7 Data Science Myths to Ignore (What to Do Instead in 2026)

Data science looks intimidating from the outside, so myths spread fast—especially around degrees, tools, and “genius-level” math.

This update replaces vague claims with practical guidance, and it gives you a simple way to verify what’s true for the kind of data role you actually want.

Quick take (read this first)

Data science is a learnable craft: you build skill through projects, feedback, and repetition—not “innate talent.”
Many roles don’t require a Ph.D., but requirements vary by employer and job family.
Tools and models matter, but the workflow (problem framing → data work → evaluation → deployment) is what makes work valuable.
SMEs can benefit from analytics; you don’t need enterprise scale to make better decisions.
AI is changing the work, not deleting the need for people who can define problems, validate outputs, and manage risk.

1) “Data science requires an innate ability.”

Why people believe it: Early results can look like magic (especially when someone demos a polished model).

What’s true: Most progress in data work comes from learnable habits: cleaning messy data, asking better questions, and validating results.

Do this instead: Start with one repeatable workflow and use it on 3–5 small projects; if you need a starter roadmap, build it around a beginner-friendly data science learning plan.

How to verify (fast): Pick any real dataset and time-box 60 minutes: can you define a question, check data quality, and produce a chart + explanation?

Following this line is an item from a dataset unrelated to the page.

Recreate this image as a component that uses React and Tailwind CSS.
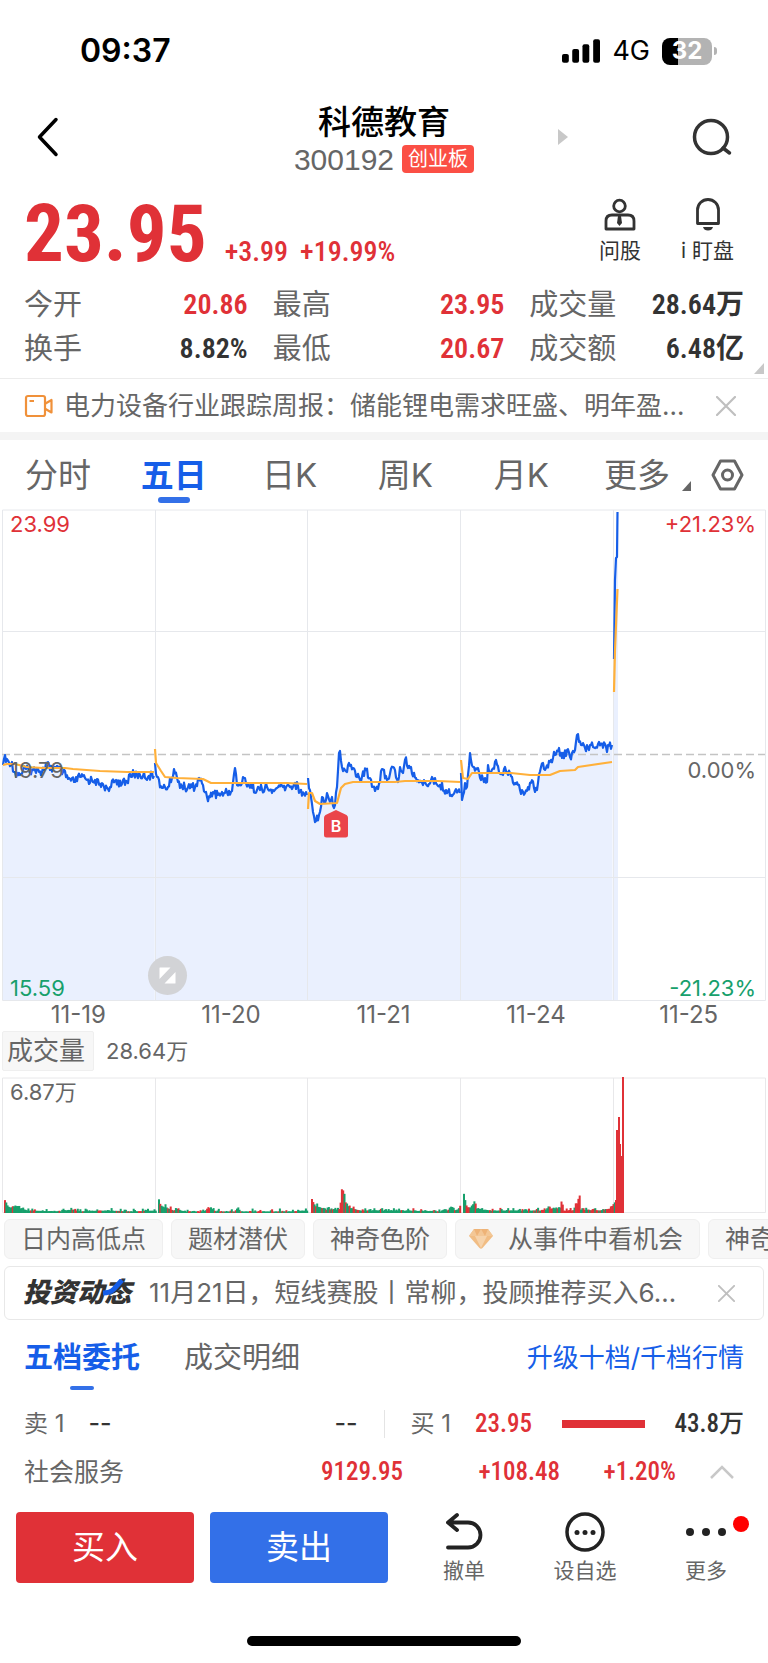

If yes, you’re already doing “data science” in the practical sense.

2) “You need a Ph.D. to become a data scientist.”

Why people believe it: Some teams hire for research-heavy roles, and those often prefer advanced degrees.

What’s true: Degree expectations vary, but one credible baseline is the U.S. Bureau of Labor Statistics’ Occupational Outlook Handbook entry for data scientists, which describes typical entry education while noting some employers may prefer or require graduate study.

Do this instead: Decide which lane you want before you over-invest: analytics-focused roles usually reward strong SQL, clear communication, and business impact; research-heavy roles can reward deeper theory and publications.

How to verify (fast): Pull 20 job postings for your target title in your region and count how often “Ph.D.” is truly required vs “preferred.”

3) “If you don’t have a CS/math/statistics background, you can’t do data science.”

Why people believe it: The loudest content online often focuses on machine learning and advanced math.

What’s true: You can transition from many backgrounds, but you still have to learn the fundamentals—just in the order that supports your role.

Do this instead: Learn “minimum viable math” for your lane (probability basics, linear regression intuition, evaluation metrics), then go deeper only when your projects force the need; a good next step is a focused statistics guide for practical data work.

When not to use this approach: If you’re targeting research scientist roles, you’ll likely need deeper theory earlier.

4) “Data science is all about tools.”

Why people believe it: Tool tutorials are easy to market, and tool lists feel like progress.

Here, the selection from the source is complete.